The case will be heard at the High Court over a two-day hearing, starting on Tuesday.
Crowter said: "The law says that babies shouldn't be aborted up to birth, but if a baby is found to have Down's syndrome, it can be aborted up until birth. This is the current law in the UK and I think it's not fair.
"People like me are considered to be 'seriously handicapped', but I think using that phrase for a clause in abortion law is so out of date.
"The United Nations Committee on the Rights of Persons with Disabilities recently said that the United Kingdom should change its abortion law to make sure that people like me aren't singled out because of our disabilities but the Government hasn't changed the law.
"So, last year, me and other members of the Down's syndrome community set out to get rid of the clause in the law, and now our case will soon be heard in the High Court.
"I hope we win. People shouldn't be treated differently because of their disabilities, it's downright discrimination."
Ms Lea-Wilson, 33, said: "I have two sons that I love and value equally, but the law does not value them equally. This is wrong and so we want to try and change that.
"My motivation for taking this joint legal action with Heidi has always been simple.
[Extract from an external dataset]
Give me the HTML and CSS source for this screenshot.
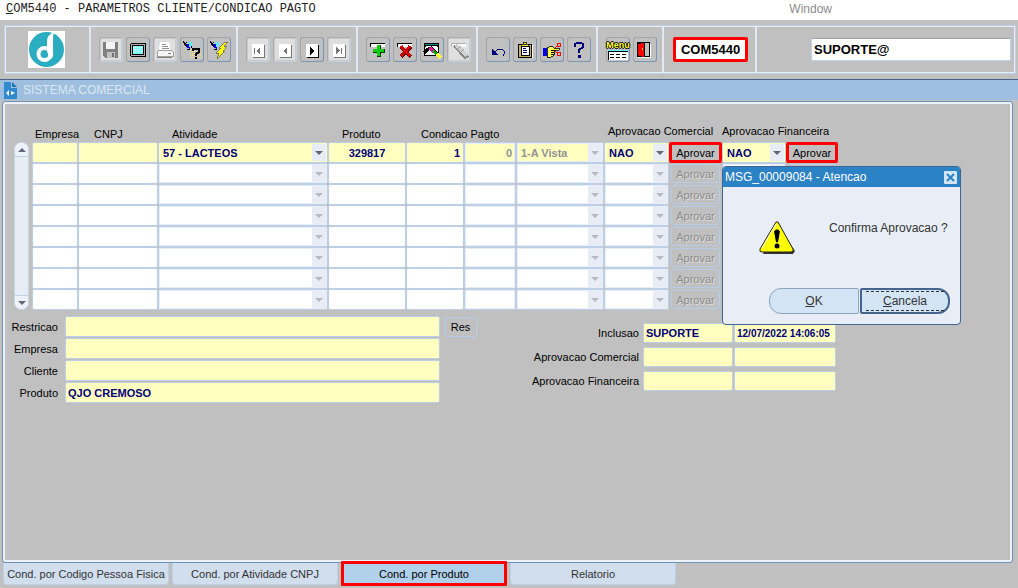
FILE: index.html
```html
<!DOCTYPE html>
<html lang="pt-BR">
  <head>
    <meta charset="utf-8">
    <meta name="viewport" content="width=device-width,initial-scale=1.0">
    <title>COM5440 - Parametros Cliente/Condicao Pagto</title>
    <link rel="stylesheet" href="styles.css">
  </head>
  <body>
    <header class="menubar">
      <h1><u>C</u>OM5440 - PARAMETROS CLIENTE/CONDICAO PAGTO</h1>
      <a href="#" class="menu-window">Window</a>
    </header>

    <div class="toolbar">
      <div class="group logo">
        <svg width="37" height="37" viewBox="0 0 37 37">
          <rect width="37" height="37" fill="#fff"/>
          <circle cx="18.5" cy="18.5" r="17.5" fill="#2badc1"/>
          <circle cx="16.500" cy="23" r="6" fill="none" stroke="#fff" stroke-width="4"/>
          <path d="M26 1Q19 4 19 10V20Q20 25 23 28Q26 25 25 20V10Q25 4 26 1Z" fill="#fff"/>
        </svg>
      </div>

      <div class="group">
        <button type="button" class="tool" aria-label="Salvar" disabled>
          <svg viewBox="0 0 20 20"><path d="M2 2H17V18H4L2 16Z" fill="#808080"/><path d="M5 2H14V9H5Z" fill="#f4f4f4"/><path d="M6 12H14V18H6Z" fill="#c0c0c0"/><path d="M11 13H13V17H11Z" fill="#707070"/></svg>
        </button>
        <button type="button" class="tool" aria-label="Tela">
          <svg viewBox="0 0 20 20"><path d="M3 3H17L18 4V16L17 17H3L2 16V4Z" fill="#000"/><path d="M3 4H17V16H3Z" fill="#b0b0b0"/><path d="M4 5H16V15H4Z" fill="#000"/><path d="M5 6H15V14H5Z" fill="#7ff"/><path d="M5 7.500H15M5 9.500H15M5 11.500H15" stroke="#fff" stroke-dasharray="1 1"/></svg>
        </button>
        <button type="button" class="tool" aria-label="Imprimir" disabled>
          <svg viewBox="0 0 20 20"><path d="M5 2H14L16 11H4Z" fill="#fff"/><path d="M7 4.500H11M7 6.500H13M7 8.500H14" stroke="#909090"/><path d="M2 12L4 10H16L18 12V16H2Z" fill="#f4f4f4" stroke="#a0a0a0"/><path d="M2 17.500H17M13 13.500H16" stroke="#808080"/></svg>
        </button>
        <button type="button" class="tool" aria-label="Entrar consulta">
          <svg viewBox="0 0 20 20"><path d="M9 9.500H19M8 11.500H20M8 13.500H20M8 15.500H20M9 17.500H20" stroke="#fff060" stroke-dasharray="1 1"/><path d="M3 4L7 4L8 9L5 8Z" fill="#00e"/><path d="M6 2L10 2V6L8 7Z" fill="#5ef"/><path d="M1 1L5 7M5 2L2 5M5 9H8M9 6V8" fill="none" stroke="#000"/><path d="M11 11V9H17V12L14 14V16M14 17V19" fill="none" stroke="#000" stroke-width="2"/></svg>
        </button>
        <button type="button" class="tool" aria-label="Executar consulta">
          <svg viewBox="0 0 20 20"><path d="M3 4L7 4L8 9L5 8Z" fill="#00e"/><path d="M6 2L10 2V6L8 7Z" fill="#5ef"/><path d="M1 1L5 7M5 2L2 5M5 9H8" stroke="#000"/><path d="M16 2H19L15 6H18L14 11H16L8 19L10 13H7L12 8H10Z" fill="#ff0" stroke="#665" stroke-width=".8"/></svg>
        </button>
      </div>

      <div class="group">
        <button type="button" class="tool" aria-label="Primeiro" disabled>
          <svg viewBox="0 0 20 20"><path d="M5 5H17V18H5Z" fill="#777"/><path d="M4 4H16V17H4Z" fill="#fff"/><path d="M6 8H7V14H6ZM12 7V14L8 11Z" fill="#777"/></svg>
        </button>
        <button type="button" class="tool" aria-label="Anterior" disabled>
          <svg viewBox="0 0 20 20"><path d="M5 5H17V18H5Z" fill="#777"/><path d="M4 4H16V17H4Z" fill="#fff"/><path d="M12 7V14L8 11Z" fill="#777"/></svg>
        </button>
        <button type="button" class="tool" aria-label="Proximo">
          <svg viewBox="0 0 20 20"><path d="M5 5H17V18H5Z" fill="#000"/><path d="M4 4H16V17H4Z" fill="#fff"/><path d="M8 7V15L13 11Z" fill="#000"/></svg>
        </button>
        <button type="button" class="tool" aria-label="Ultimo" disabled>
          <svg viewBox="0 0 20 20"><path d="M5 5H17V18H5Z" fill="#777"/><path d="M4 4H16V17H4Z" fill="#fff"/><path d="M12 8H13V14H12ZM7 7V14L11 11Z" fill="#777"/></svg>
        </button>
      </div>

      <div class="group">
        <button type="button" class="tool" aria-label="Inserir registro">
          <svg viewBox="0 0 20 20"><path d="M2 3H17V7H2Z" fill="#000"/><path d="M3 4H17V7H3Z" fill="#fff"/><path d="M9 5H13V9H17V13H13V17H9V13H5V9H9Z" fill="#063f06"/><path d="M9 5H12V9H16V12H12V16H9V12H5V9H9Z" fill="#10d010"/></svg>
        </button>
        <button type="button" class="tool" aria-label="Excluir registro">
          <svg viewBox="0 0 20 20"><path d="M2 3H17V7H2Z" fill="#000"/><path d="M3 4H17V7H3Z" fill="#fff"/><path d="M6 7L16 17M16 7L6 17" stroke="#600" stroke-width="3"/><path d="M6 6L15 16M15 6L6 16" stroke="#d00808" stroke-width="3"/></svg>
        </button>
        <button type="button" class="tool" aria-label="Limpar bloco">
          <svg viewBox="0 0 20 20"><path d="M2 3H17V16H2Z" fill="#000"/><path d="M3 7H16V15H3Z" fill="#fff"/><path d="M3 4H16V5H3Z" fill="#088"/><path d="M4 6H15V7H4Z" fill="#fff"/><path d="M2 13L6 9L9 8L17 16" fill="none" stroke="#000" stroke-width="3"/><path d="M8 8L12 12" stroke="#e0169c" stroke-width="4"/><path d="M11 11L15 14" stroke="#0a0" stroke-width="3"/><path d="M15 14L19 18" stroke="#ff3" stroke-width="4"/></svg>
        </button>
        <button type="button" class="tool" aria-label="Limpar registro" disabled>
          <svg viewBox="0 0 20 20"><path d="M2 3H17V7H2Z" fill="#b0b0b0"/><path d="M3 4H17V7H3Z" fill="#fff"/><path d="M6 5L18 18" stroke="#888" stroke-width="5"/><path d="M7 5L18 16" stroke="#d0d0d0" stroke-width="3"/><path d="M8 10L12 6M11 13L15 9" stroke="#999"/></svg>
        </button>
      </div>

      <div class="group">
        <button type="button" class="tool" aria-label="Desfazer">
          <svg viewBox="0 0 20 20"><path d="M6 13L10 9H14L16 11V14L15 16" fill="none" stroke="#007"/><path d="M4 9V15H10Z" fill="#007"/></svg>
        </button>
        <button type="button" class="tool" aria-label="Lista de valores">
          <svg viewBox="0 0 20 20"><path d="M4 5H18V18H4Z" fill="#fff"/><path d="M3 4H16V17H3Z" fill="#c8b860" stroke="#000"/><path d="M6 6H14V15H6Z" fill="#fff" stroke="#000"/><path d="M6 4H13V6H6ZM8 2H11V4H8Z" fill="#ff4" stroke="#000" stroke-width=".7"/><path d="M8 8.500H11M8 10.500H12M8 12.500H12" stroke="#007"/></svg>
        </button>
        <button type="button" class="tool" aria-label="Editar">
          <svg viewBox="0 0 20 20"><path d="M1 8H5V16H1Z" fill="#00e"/><path d="M5 8L9 6L12 8H17V10H12V15L9 17H5Z" fill="#ff4" stroke="#000" stroke-width=".8"/><path d="M9 10H12M9 12H12M9 14H12" stroke="#000"/><circle cx="17" cy="5" r="2" fill="none" stroke="#f00"/><circle cx="17" cy="14" r="2" fill="none" stroke="#f00"/><path d="M15 6L13 8M15 13L13 11" stroke="#f00"/></svg>
        </button>
        <button type="button" class="tool" aria-label="Ajuda">
          <svg viewBox="0 0 20 20"><path d="M6 7V4L8 3H12L14 4V7L10 10V13" fill="none" stroke="#007" stroke-width="2"/><path d="M9 15H12V18H9Z" fill="#007"/></svg>
        </button>
      </div>

      <div class="group">
        <button type="button" class="tool menu-tool" aria-label="Menu">
          <span class="menu-word">Menu</span>
          <svg viewBox="0 0 20 10"><path d="M0 0H20V10H0Z" fill="#fff"/><path d="M0 0H20V1H0Z" fill="#5ef"/><path d="M0 1H20V2H0ZM0 2H1V10H0Z" fill="#000"/><path d="M2 4.500H6M8 4.500H12M14 4.500H18M2 7.500H6M8 7.500H12M14 7.500H18" stroke="#000"/></svg>
        </button>
        <button type="button" class="tool" aria-label="Sair">
          <svg viewBox="0 0 20 20"><path d="M15 4H16V18H3V17H15Z" fill="#fff"/><path d="M2 2H15V17H2Z" fill="#000"/><path d="M10 3H14V16H10Z" fill="#c0c0c0"/><path d="M3 4L9 3V16L8 17L3 15Z" fill="#f00"/><path d="M7 8H8V10H7Z" fill="#ff0"/></svg>
        </button>
      </div>

      <div class="group program">
        <input type="text" class="program-code" value="COM5440" aria-label="Programa">
      </div>

      <div class="group user">
        <input type="text" class="user-name" value="SUPORTE@" aria-label="Usuario">
      </div>
    </div>

    <div class="titlebar">
      <svg width="13" height="17" viewBox="0 0 13 17"><path d="M0 0H7V6H13V17H0Z" fill="#2f8bcb"/><path d="M8 0L13 5H8Z" fill="#2474ae"/><path d="M5 8L2 11L5 14M7 9L11 11L7 13Z" fill="#fff"/></svg>
      <h2>SISTEMA COMERCIAL</h2>
    </div>

    <main class="panel">
      <div class="records">
        <div class="scroll">
          <button type="button" class="up" aria-label="Subir"></button>
          <button type="button" class="down" aria-label="Descer"></button>
        </div>
        <table>
          <colgroup>
            <col class="c-empresa"><col class="c-cnpj"><col class="c-atividade"><col class="c-produto">
            <col class="c-cond"><col class="c-dias"><col class="c-desc">
            <col class="c-sit-com"><col class="c-btn-com"><col class="c-sit-fin"><col class="c-btn-fin">
          </colgroup>
          <thead>
            <tr>
              <th class="h-empresa">Empresa</th>
              <th class="h-cnpj">CNPJ</th>
              <th class="h-atividade">Atividade</th>
              <th class="h-produto">Produto</th>
              <th class="h-cond" colspan="3">Condicao Pagto</th>
              <th class="h-com" colspan="2">Aprovacao Comercial</th>
              <th class="h-fin" colspan="2">Aprovacao Financeira</th>
            </tr>
          </thead>
          <tbody id="rows">
            <tr class="current">
              <td><input type="text" aria-label="Empresa"></td>
              <td><input type="text" aria-label="CNPJ"></td>
              <td><span class="drop"><select aria-label="Atividade"><option>57 - LACTEOS</option></select></span></td>
              <td><input type="text" class="center" value="329817" aria-label="Produto"></td>
              <td><input type="text" class="right" value="1" aria-label="Condicao"></td>
              <td><input type="text" class="right" value="0" aria-label="Dias" disabled></td>
              <td><span class="drop off"><select aria-label="Descricao" disabled><option>1-A Vista</option></select></span></td>
              <td><span class="drop"><select aria-label="Aprovacao Comercial"><option>NAO</option></select></span></td>
              <td><button type="button" class="aprovar marked">Aprovar</button></td>
              <td><span class="drop"><select aria-label="Aprovacao Financeira"><option>NAO</option></select></span></td>
              <td><button type="button" class="aprovar marked">Aprovar</button></td>
            </tr>
          </tbody>
        </table>
        <template id="blank-row">
          <tr>
            <td><input type="text" aria-label="Empresa"></td>
            <td><input type="text" aria-label="CNPJ"></td>
            <td><span class="drop off"><select aria-label="Atividade" disabled><option></option></select></span></td>
            <td><input type="text" aria-label="Produto"></td>
            <td><input type="text" aria-label="Condicao"></td>
            <td><input type="text" aria-label="Dias" disabled></td>
            <td><span class="drop off"><select aria-label="Descricao" disabled><option></option></select></span></td>
            <td><span class="drop off"><select aria-label="Aprovacao Comercial" disabled><option></option></select></span></td>
            <td><button type="button" class="aprovar" disabled>Aprovar</button></td>
            <td><span class="drop off"><select aria-label="Aprovacao Financeira" disabled><option></option></select></span></td>
            <td><button type="button" class="aprovar" aria-label="Aprovar" disabled></button></td>
          </tr>
        </template>
      </div>

      <div class="details">
        <form class="names">
          <label for="restricao">Restricao</label>
          <input type="text" id="restricao">
          <button type="button" class="res">Res</button>
          <label for="empresa">Empresa</label>
          <input type="text" id="empresa">
          <label for="cliente">Cliente</label>
          <input type="text" id="cliente">
          <label for="produto">Produto</label>
          <input type="text" id="produto" value="QJO CREMOSO">
        </form>

        <form class="audit">
          <label for="inclusao">Inclusao</label>
          <input type="text" id="inclusao" value="SUPORTE">
          <input type="text" class="date" value="12/07/2022 14:06:05" aria-label="Data inclusao">
          <label for="apr-com">Aprovacao Comercial</label>
          <input type="text" id="apr-com">
          <input type="text" class="date" aria-label="Data aprovacao comercial">
          <label for="apr-fin">Aprovacao Financeira</label>
          <input type="text" id="apr-fin">
          <input type="text" class="date" aria-label="Data aprovacao financeira">
        </form>
      </div>
    </main>

    <nav class="tabs">
      <button type="button">Cond. por Codigo Pessoa Fisica</button>
      <button type="button">Cond. por Atividade CNPJ</button>
      <button type="button" class="active">Cond. por Produto</button>
      <button type="button">Relatorio</button>
    </nav>

    <div class="alert" role="dialog" aria-labelledby="alert-title">
      <div class="alert-title">
        <span id="alert-title">MSG_00009084 - Atencao</span>
        <button type="button" class="close" aria-label="Fechar">
          <svg width="13" height="13" viewBox="0 0 13 13"><path d="M3 3L10 10M10 3L3 10" stroke="#2b82c4" stroke-width="2"/></svg>
        </button>
      </div>
      <div class="alert-body">
        <svg width="37" height="33" viewBox="0 0 37 33">
          <path d="M18 3L36 30L34 33H4Z" fill="#333"/>
          <path d="M17 1H19L34 28Q35 31 32 31H3Q0 31 1 28Z" fill="#ff0" stroke="#222"/>
          <path d="M3 27L17 3" stroke="#fff"/>
          <path d="M17 9H19Q21 9 20 13L18.500 21H17.500L16 13Q15 9 17 9Z" fill="#000" stroke="#000"/>
          <circle cx="18" cy="25" r="2.500" fill="#000"/>
        </svg>
        <p>Confirma Aprovacao ?</p>
      </div>
      <div class="alert-buttons">
        <button type="button" class="ok"><u>O</u>K</button>
        <button type="button" class="cancel"><span><u>C</u>ancela</span></button>
      </div>
    </div>

    <script>
      const rows = document.getElementById('rows');
      const blank = document.getElementById('blank-row');

      // the block always shows eight records
      while (rows.children.length < 8) {
        rows.appendChild(blank.content.cloneNode(true));
      }
    </script>
  </body>
</html>
```
FILE: styles.css
```css
* { box-sizing: border-box; }

body {
  margin: 0;
  min-height: 100vh;
  display: flex;
  flex-direction: column;
  position: relative;
  background: #c0c0c0;
  color: #000;
  font: 11px/14px "Liberation Sans", Arial, sans-serif;
}

h1, h2, p { margin: 0; font-weight: normal; }
button, input, select { font: inherit; color: inherit; margin: 0; padding: 0; }
button, select, input { border-radius: 2px; outline: none; }

/* menu */
.menubar {
  display: flex;
  justify-content: space-between;
  height: 20px;
  padding: 0 186px 0 6px;
  background: #fff;
}
.menubar h1 { font: 12px/18px "Liberation Mono", "Courier New", monospace; color: #222; }
.menu-window { font-size: 12px; line-height: 18px; color: #8c8c8c; text-decoration: none; }

/* toolbar */
.toolbar {
  display: flex;
  height: 49px;
  margin: 5px 2px 5px 4px;
  border: 1px solid #c0d0e6;
  box-shadow: inset 0 0 0 1px #e6eefa;
}
.group {
  display: flex;
  align-items: center;
  gap: 3px;
  padding: 0 5px 0 8px;
  border-right: 2px solid #dfe8f4;
}
.group.logo { width: 86px; padding: 0 2px 0 0; justify-content: center; }
.group.program { padding: 0 7px 0 9px; }
.group.user { flex: 1; justify-content: flex-end; padding-right: 4px; border: none; }

.tool {
  display: flex;
  align-items: center;
  justify-content: center;
  width: 24px;
  height: 25px;
  background: #c0c0c0;
  border: 1px solid;
  border-color: #a4a4a4 #7896b8 #7896b8 #a4a4a4;
  border-radius: 3px;
}
.tool:disabled { background: #dfdfdf; border-color: #acacac #c0d0e6 #c0d0e6 #acacac; box-shadow: inset 0 0 0 1px #cacaca; }
.tool svg { width: 20px; height: 20px; flex: none; shape-rendering: crispEdges; }
.menu-tool { flex-direction: column; }
.menu-tool svg { height: 10px; }
.menu-word {
  font-size: 9px;
  line-height: 10px;
  font-weight: bold;
  color: #ff3;
  text-shadow: 1px 0 #000, -1px 0 #000, 0 1px #000, 0 -1px #000;
}

.program-code {
  width: 75px;
  height: 25px;
  border: 3px solid #f00;
  background: #fff;
  font-size: 13px;
  font-weight: bold;
  text-align: center;
}
.user-name {
  width: 200px;
  height: 23px;
  padding: 0 2px;
  border: 1px solid #c0d0e6;
  border-top-color: #98a4b4;
  background: #fff;
  font-size: 13px;
  font-weight: bold;
}

.titlebar {
  display: flex;
  align-items: center;
  gap: 6px;
  height: 21px;
  padding-left: 4px;
  border-top: 1px solid #47648c;
  background: #9ebfdf;
}
.titlebar h2 { font-size: 12px; line-height: 20px; color: #dce7f2; }

/* main block */
.panel {
  flex: 1;
  margin: 1px 5px 0 2px;
  padding: 19px 0 16px 8px;
  border: 1px solid #6f92b8;
  border-radius: 3px;
  box-shadow: inset 0 0 0 2px #edf2f8;
}
.records { display: flex; gap: 3px; padding-left: 3px; }

.scroll {
  display: flex;
  flex-direction: column;
  justify-content: space-between;
  width: 15px;
  margin-top: 21px;
  background: #e8ecf5;
  border: 1px solid #c9d5e6;
  border-radius: 7px;
}
.scroll button {
  display: flex;
  align-items: center;
  justify-content: center;
  height: 14px;
  background: #edf2f8;
  border: 0 solid #c0d0e6;
}
.scroll .up { border-bottom-width: 1px; border-radius: 7px 7px 0 0; }
.scroll .down { border-top-width: 1px; border-radius: 0 0 7px 7px; }
.scroll button::after { content: ""; border: 4px solid transparent; }
.scroll .up::after { border-top: none; border-bottom-color: #60687c; }
.scroll .down::after { border-bottom: none; border-top-color: #60687c; }

table { width: 806px; table-layout: fixed; border-collapse: separate; border-spacing: 0; }
.c-empresa { width: 46px; }
.c-cnpj { width: 80px; }
.c-atividade { width: 170px; }
.c-produto { width: 78px; }
.c-cond { width: 58px; }
.c-dias { width: 52px; }
.c-desc { width: 88px; }
.c-sit-com { width: 65px; }
.c-btn-com { width: 53px; }
.c-sit-fin { width: 64px; }
.c-btn-fin { width: 52px; }

th { height: 21px; padding: 5px 0 0; font-weight: normal; text-align: left; white-space: nowrap; }
.h-empresa { padding-left: 3px; }
.h-cnpj { padding-left: 16px; }
.h-atividade { padding-left: 14px; }
.h-produto { padding-left: 14px; }
.h-cond { padding-left: 15px; }
.h-com, .h-fin { padding: 0 0 2px; }
.h-com { padding-left: 4px; }

td { height: 21px; padding: 0; }
td input, .drop {
  display: block;
  width: 100%;
  height: 21px;
  background: #fff;
  border: 1px solid #bccfe6;
  border-radius: 2px;
}
td input, .drop select, .names input, .audit input { color: #000078; font-weight: bold; }
td input { padding: 0 3px; }
td input:disabled, .drop.off { box-shadow: inset 0 0 0 1px #e9eef6; }
.current input, .current .drop { background: #ffffc0; }
.center { text-align: center; }
.right { text-align: right; }

.drop { position: relative; }
.drop select {
  display: block;
  width: 100%;
  height: 19px;
  padding: 0 16px 0 4px;
  appearance: none;
  background: transparent;
  border: none;
  opacity: 1;
}
.drop::before {
  content: "";
  position: absolute;
  top: 1px;
  right: 1px;
  bottom: 1px;
  width: 14px;
  background: #e8ecf5;
}
.drop::after {
  content: "";
  position: absolute;
  top: 8px;
  right: 4px;
  border: 4px solid transparent;
  border-bottom: none;
  border-top-color: #60687c;
}
.drop.off::after { border-top-color: #b6bac0; }
.current input:disabled, .drop.off select { color: #929292; }

.aprovar {
  display: block;
  width: 49px;
  height: 19px;
  margin: 1px auto;
  background: #c0c0c0;
  border: 1px solid #b6cdea;
  border-radius: 3px;
}
.aprovar:disabled { color: #8c8c8c; text-shadow: 1px 1px #dedede; }
.aprovar.marked { width: 100%; height: 21px; margin: 0; border: 3px solid #f00; border-radius: 2px; }

/* fields under the block */
.details { display: flex; align-items: flex-start; margin-top: 6px; }
.names, .audit { display: grid; align-items: center; }
.names { grid-template-columns: 50px 375px 33px; gap: 1px 4px; }
.names label, .audit label { text-align: right; white-space: nowrap; padding-right: 3px; }
.names label { grid-column: 1; }
.names input, .audit input {
  width: 100%;
  background: #ffffc0;
  border: 1px solid #bccfe6;
  padding: 0 2px;
}
.names input { height: 21px; }
.res { height: 20px; background: #c0c0c0; border: 1px solid #b6cdea; border-radius: 3px; }

.audit { grid-template-columns: 110px 90px 102px; gap: 4px 1px; margin: 7px 0 0 55px; }
.audit input { height: 20px; }
.audit .date { font-size: 10px; }

/* tab pages */
.tabs { display: flex; gap: 3px; height: 25px; padding-left: 3px; }
.tabs button {
  width: 166px;
  height: 22px;
  background: #d1deed;
  border: 1px solid #bccfe6;
  border-top: none;
  border-radius: 0 0 4px 4px;
  color: #333;
}
.tabs .active {
  height: 25px;
  margin-top: -2px;
  background: #b1d0ea;
  border: 3px solid #f00;
  border-radius: 1px;
  color: #000;
}

/* confirmation window */
.alert {
  position: absolute;
  top: 166px;
  left: 722px;
  width: 239px;
  border: 1px solid #3c6496;
  border-radius: 4px;
  background: #e9eef6;
  overflow: hidden;
  font-size: 12px;
  color: #333;
}
.alert-title {
  display: flex;
  align-items: center;
  justify-content: space-between;
  height: 20px;
  padding: 0 3px 0 2px;
  background: #2b82c4;
  color: #fff;
}
.close { display: flex; width: 13px; height: 13px; border: none; border-radius: 1px; background: #d4e6f4; }
.alert-body { display: flex; gap: 33px; padding: 34px 0 0 36px; height: 101px; }
.alert-buttons { display: flex; gap: 1px; height: 36px; padding-left: 46px; }
.alert-buttons button { width: 90px; height: 26px; background: #d3e5f5; }
.ok { border: 1px solid #8ca4be; border-radius: 12px 2px 2px 12px; }
.cancel { padding: 1px 4px; border: 2px solid #47648c; border-radius: 2px 12px 12px 2px; }
.cancel span { display: block; border: dashed #333; border-width: 1px 0; line-height: 18px; }
```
As a mother, I will do all that I can to ensure the fair and equitable treatment of my son, Aidan.
"Throughout the last year since joining the case, it has become ever increasingly clear to me that Section 1(1)d of the Abortion Act, which differentiates the time limit for abortion, sets the tone for discrimination against people with Down's syndrome which starts before they are born and continues throughout their life with devastating consequences."
Lynn Murray, spokesperson for Don't Screen Us Out, which is supporting the case, said: "By stating that disability is grounds for termination, section 1(1)(d) of the Abortion Act, promotes inequality.
"The provision in the Abortion Act harks back to a time when we thought it was better for people with disabilities not to be part of our society. We're a far more progressive society now, we realise that diversity is healthy, and all of our laws should reflect that."